Monitoring for Mortals: New Relic, Datadog & Grafana—Without Losing Your Mind 📊👨💻

#webdev #programming #javascript #monitoring

It’s 3 AM. Your phone explodes: “PRODUCTION IS DOWN!” You scramble to check logs… only to find:

😱 No alerts (why didn’t anyone warn you?)
📜 Empty logs (where did the errors go?)
📉 A vague graph (CPU “looks fine” but everything’s broken)

Sound familiar? Monitoring shouldn’t be this hard. Let’s set up actionable observability—without needing a PhD in DevOps.

1. Application Monitoring: Catch Bugs Before Users Do

Option A: New Relic (The All-Seeing Eye 👁️)

Best for: Full-stack tracing, deep code-level insights.

5-Minute Setup:

   npm install newrelic

Add to your Node.js app:

   require('newrelic');

Boom. Get:
- Real-user performance metrics
- Error tracking (even uncaught exceptions)
- Database query profiling

Killer Feature: Distributed tracing (follow a request across microservices).

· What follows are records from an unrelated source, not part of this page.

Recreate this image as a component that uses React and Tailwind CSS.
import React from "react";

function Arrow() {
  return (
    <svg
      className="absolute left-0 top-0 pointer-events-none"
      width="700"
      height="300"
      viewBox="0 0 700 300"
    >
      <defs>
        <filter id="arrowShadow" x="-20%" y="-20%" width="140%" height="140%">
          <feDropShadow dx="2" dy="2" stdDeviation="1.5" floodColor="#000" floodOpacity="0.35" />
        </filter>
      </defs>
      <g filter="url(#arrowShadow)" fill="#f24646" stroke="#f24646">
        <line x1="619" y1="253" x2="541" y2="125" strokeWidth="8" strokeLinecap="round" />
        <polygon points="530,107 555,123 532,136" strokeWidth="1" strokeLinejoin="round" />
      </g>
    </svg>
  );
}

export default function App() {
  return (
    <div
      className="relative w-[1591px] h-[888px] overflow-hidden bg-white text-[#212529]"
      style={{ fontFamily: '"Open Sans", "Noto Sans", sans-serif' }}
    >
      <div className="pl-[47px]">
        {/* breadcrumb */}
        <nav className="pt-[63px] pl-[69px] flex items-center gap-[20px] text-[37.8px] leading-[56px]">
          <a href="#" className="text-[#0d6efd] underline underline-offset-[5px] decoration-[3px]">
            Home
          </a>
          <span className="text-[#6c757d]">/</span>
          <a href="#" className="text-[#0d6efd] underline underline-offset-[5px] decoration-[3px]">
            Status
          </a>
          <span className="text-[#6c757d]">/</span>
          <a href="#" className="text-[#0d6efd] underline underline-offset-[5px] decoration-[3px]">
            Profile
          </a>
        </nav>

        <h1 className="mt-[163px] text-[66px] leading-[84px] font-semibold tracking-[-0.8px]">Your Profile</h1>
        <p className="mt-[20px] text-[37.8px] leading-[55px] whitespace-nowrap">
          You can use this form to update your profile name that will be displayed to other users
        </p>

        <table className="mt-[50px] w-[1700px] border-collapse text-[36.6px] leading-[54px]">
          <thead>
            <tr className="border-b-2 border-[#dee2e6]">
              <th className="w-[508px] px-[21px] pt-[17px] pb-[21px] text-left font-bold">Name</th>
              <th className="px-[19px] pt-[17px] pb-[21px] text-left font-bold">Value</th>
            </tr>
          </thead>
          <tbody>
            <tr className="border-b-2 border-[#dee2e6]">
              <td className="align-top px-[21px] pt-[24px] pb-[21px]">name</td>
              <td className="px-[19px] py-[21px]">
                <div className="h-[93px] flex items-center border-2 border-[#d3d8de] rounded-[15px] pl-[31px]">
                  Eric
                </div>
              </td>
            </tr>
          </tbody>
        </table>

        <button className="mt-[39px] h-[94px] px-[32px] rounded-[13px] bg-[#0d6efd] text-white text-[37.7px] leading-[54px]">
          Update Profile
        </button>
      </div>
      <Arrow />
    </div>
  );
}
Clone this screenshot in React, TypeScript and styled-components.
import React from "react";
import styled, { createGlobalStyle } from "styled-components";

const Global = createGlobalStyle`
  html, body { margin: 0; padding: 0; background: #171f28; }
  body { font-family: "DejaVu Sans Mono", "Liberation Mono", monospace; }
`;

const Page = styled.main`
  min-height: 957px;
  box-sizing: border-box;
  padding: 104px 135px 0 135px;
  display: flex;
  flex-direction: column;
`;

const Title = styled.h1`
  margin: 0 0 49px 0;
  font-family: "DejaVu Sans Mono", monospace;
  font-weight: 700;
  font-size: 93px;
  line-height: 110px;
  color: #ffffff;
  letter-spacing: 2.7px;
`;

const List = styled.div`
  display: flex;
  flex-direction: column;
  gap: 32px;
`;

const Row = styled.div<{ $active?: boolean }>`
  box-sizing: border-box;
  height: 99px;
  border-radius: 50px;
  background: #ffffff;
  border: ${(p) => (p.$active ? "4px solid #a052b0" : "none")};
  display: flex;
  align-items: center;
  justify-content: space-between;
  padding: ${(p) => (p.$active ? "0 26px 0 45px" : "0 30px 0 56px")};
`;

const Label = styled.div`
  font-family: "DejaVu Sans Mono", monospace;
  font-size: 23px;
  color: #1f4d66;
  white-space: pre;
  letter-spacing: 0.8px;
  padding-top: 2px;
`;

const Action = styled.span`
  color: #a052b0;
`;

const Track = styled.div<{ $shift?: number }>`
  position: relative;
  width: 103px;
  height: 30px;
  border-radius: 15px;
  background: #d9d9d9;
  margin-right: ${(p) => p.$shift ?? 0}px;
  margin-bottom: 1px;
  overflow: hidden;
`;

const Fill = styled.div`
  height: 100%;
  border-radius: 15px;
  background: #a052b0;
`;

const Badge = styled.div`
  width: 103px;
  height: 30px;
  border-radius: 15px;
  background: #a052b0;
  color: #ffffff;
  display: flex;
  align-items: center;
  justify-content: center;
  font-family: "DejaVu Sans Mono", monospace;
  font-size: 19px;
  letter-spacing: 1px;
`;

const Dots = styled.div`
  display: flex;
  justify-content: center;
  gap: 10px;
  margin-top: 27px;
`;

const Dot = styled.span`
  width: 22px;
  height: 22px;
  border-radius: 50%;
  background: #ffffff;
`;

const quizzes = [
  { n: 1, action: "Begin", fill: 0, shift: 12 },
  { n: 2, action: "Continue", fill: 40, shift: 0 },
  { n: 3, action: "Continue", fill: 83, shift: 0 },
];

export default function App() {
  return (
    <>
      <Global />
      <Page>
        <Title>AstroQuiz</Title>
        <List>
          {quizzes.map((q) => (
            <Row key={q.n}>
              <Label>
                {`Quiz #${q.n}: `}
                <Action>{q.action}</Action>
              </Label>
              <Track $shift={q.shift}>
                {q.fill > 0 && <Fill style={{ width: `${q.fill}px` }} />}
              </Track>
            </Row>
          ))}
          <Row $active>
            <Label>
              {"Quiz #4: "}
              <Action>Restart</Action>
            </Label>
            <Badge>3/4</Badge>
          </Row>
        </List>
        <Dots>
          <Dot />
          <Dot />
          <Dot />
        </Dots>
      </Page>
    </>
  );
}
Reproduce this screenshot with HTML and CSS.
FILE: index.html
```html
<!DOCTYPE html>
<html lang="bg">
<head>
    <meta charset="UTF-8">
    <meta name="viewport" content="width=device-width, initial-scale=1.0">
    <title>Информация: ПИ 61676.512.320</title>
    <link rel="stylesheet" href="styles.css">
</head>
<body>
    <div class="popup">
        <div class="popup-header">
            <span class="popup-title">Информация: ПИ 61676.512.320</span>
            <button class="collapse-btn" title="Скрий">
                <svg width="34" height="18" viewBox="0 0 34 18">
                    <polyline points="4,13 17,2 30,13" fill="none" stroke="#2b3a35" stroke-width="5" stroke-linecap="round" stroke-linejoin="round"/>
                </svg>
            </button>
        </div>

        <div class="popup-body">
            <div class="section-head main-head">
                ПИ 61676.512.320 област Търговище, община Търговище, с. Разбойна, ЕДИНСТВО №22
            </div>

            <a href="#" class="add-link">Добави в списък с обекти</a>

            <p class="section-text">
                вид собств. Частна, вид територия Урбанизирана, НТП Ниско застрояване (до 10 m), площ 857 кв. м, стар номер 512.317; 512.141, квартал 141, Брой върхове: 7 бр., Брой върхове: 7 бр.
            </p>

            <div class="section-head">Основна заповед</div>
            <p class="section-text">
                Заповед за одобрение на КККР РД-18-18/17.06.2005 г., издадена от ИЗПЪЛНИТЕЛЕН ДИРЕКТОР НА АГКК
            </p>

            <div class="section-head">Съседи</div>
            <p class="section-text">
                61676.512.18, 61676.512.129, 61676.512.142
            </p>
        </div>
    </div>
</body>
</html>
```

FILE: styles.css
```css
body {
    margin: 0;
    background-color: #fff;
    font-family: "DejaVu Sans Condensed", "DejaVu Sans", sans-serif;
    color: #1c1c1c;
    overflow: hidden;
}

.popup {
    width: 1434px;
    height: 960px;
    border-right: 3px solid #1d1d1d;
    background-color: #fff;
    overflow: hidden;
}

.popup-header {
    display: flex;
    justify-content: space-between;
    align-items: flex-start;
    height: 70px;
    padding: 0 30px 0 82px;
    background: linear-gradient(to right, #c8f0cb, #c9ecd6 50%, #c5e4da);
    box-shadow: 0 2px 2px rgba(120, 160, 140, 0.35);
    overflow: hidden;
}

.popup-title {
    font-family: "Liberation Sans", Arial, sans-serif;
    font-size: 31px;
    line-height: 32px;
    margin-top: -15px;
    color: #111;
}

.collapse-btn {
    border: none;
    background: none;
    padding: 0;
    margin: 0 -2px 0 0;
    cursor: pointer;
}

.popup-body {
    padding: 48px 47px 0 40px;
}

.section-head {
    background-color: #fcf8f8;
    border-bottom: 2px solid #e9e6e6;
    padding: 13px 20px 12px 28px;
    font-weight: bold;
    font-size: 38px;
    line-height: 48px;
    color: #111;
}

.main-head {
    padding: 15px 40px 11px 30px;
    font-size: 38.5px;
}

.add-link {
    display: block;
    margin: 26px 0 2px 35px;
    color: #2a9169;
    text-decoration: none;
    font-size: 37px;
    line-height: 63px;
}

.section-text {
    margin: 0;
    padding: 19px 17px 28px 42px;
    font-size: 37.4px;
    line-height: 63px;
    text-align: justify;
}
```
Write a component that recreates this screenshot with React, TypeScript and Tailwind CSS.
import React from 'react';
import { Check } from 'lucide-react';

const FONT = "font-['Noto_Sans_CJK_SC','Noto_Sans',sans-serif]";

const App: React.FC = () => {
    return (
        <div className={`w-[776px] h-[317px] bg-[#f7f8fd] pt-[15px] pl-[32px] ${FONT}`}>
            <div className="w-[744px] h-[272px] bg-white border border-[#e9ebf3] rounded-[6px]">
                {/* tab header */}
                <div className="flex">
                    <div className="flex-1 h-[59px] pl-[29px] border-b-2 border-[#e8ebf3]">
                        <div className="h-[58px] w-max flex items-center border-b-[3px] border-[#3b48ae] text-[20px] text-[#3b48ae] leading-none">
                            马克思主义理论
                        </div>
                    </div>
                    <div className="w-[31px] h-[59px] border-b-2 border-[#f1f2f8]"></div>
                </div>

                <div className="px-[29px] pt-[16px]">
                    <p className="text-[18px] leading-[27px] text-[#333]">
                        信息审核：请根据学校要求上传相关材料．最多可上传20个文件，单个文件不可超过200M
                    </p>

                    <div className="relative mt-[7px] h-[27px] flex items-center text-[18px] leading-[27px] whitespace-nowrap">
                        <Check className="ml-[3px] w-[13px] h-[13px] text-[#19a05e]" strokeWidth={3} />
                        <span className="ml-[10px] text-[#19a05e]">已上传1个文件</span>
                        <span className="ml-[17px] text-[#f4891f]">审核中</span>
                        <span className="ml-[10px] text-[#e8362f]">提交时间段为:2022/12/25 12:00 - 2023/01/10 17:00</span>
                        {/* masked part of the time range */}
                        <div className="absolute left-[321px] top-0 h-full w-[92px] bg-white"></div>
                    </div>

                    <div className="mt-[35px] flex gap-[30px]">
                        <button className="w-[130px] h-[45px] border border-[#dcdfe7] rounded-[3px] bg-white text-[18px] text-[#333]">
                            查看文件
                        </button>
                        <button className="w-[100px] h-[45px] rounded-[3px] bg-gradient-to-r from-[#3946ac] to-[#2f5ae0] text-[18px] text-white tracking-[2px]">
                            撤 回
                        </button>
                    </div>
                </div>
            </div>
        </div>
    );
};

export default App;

Option B: Datadog (The Swiss Army Knife 🔪)

Best for: Teams already using AWS/cloud services.

Magic Moves:

Custom dashboards: Drag-and-drop metrics (APM, logs, synthetics).
Alert thresholds: “Page me if API latency > 500ms”.
Log correlation: Trace logs ⇄ metrics ⇄ traces.

Pro Tip: Use their free tier to monitor 5 hosts.

2. Server Monitoring: Grafana + Prometheus (The Dynamic Duo 🦸♂️)

Why This Combo?

Prometheus: Pulls metrics from your servers (CPU, RAM, disk).
Grafana: Makes those metrics human-readable.

Deploy Fast:

# Run Prometheus + Grafana via Docker  
docker run -d --name=prometheus -p 9090:9090 prom/prometheus  
docker run -d --name=grafana -p 3000:3000 grafana/grafana

Key Dashboards to Steal:

Node Exporter Dashboard (ID: 1860) → Server health.
HTTP Requests (ID: 7589) → API performance.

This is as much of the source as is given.